Barbosa has been consistently knocking at the world championship door for the past 3 years and is currently the IBJJF Worlds vice-champion, Brazilian Nationals, and European Open gold medal. He is always a threat to the podium, whenever he competes. Next week will be no different.
Team: Brasa CTA
Titles: Pans Champion (2018)
One of Japan’s most creative grapplers, Tomoyuki Hashimoto has consistently earned podium spots in jiu-jitsu’s major events since reaching the black belt rank. His world championship record, however, has been somewhat inconsistent at W6-L5.
Currently splitting his time between Carpe Diem (Tokyo) and Caio Terra Association (California), where he has been broadening his game, Tomoyuki will be pushing for a more definitive claim towards the peak of BJJ’s elite next weekend.
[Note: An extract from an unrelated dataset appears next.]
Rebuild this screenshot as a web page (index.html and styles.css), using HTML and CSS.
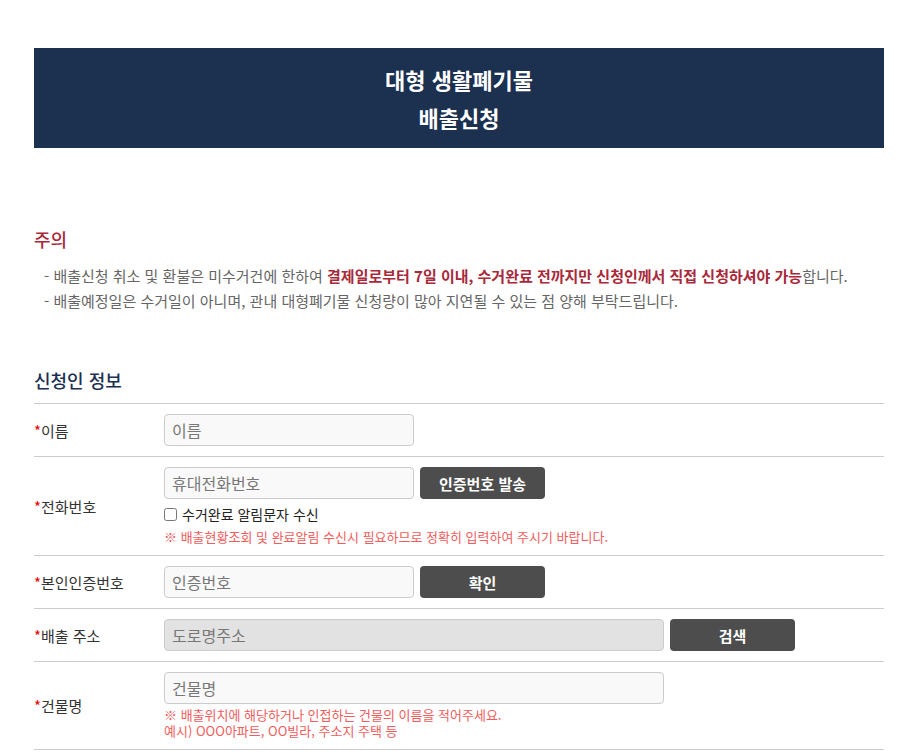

Hashimoto will represent the Brasa CTA team, a group with 3 other representatives at roosterweight, all of who have been in the team for longer than Tomoyuki. As such, if the Japanese athlete reaches the semi-finals, it is likely that he will concede passage to one of his senior peers.
GENERATION 5 (2020s)
Team: Ares JJ
Titles: Brown Belt World Champion (2018)
Last but not least is Cícero Lívio Ribeiro, the man many call “the future of the roosterweight division”, and last year’s brown belt champion.
Although extremely talented, Livio is not as battle-tested as the majority of athletes on this division. His lack of funds has limited Ribeiro’s ability to compete at the level and with the regularity he deserves. Never the less, this lanky roosterweight will have a say in the division and may upset a few more established grapplers.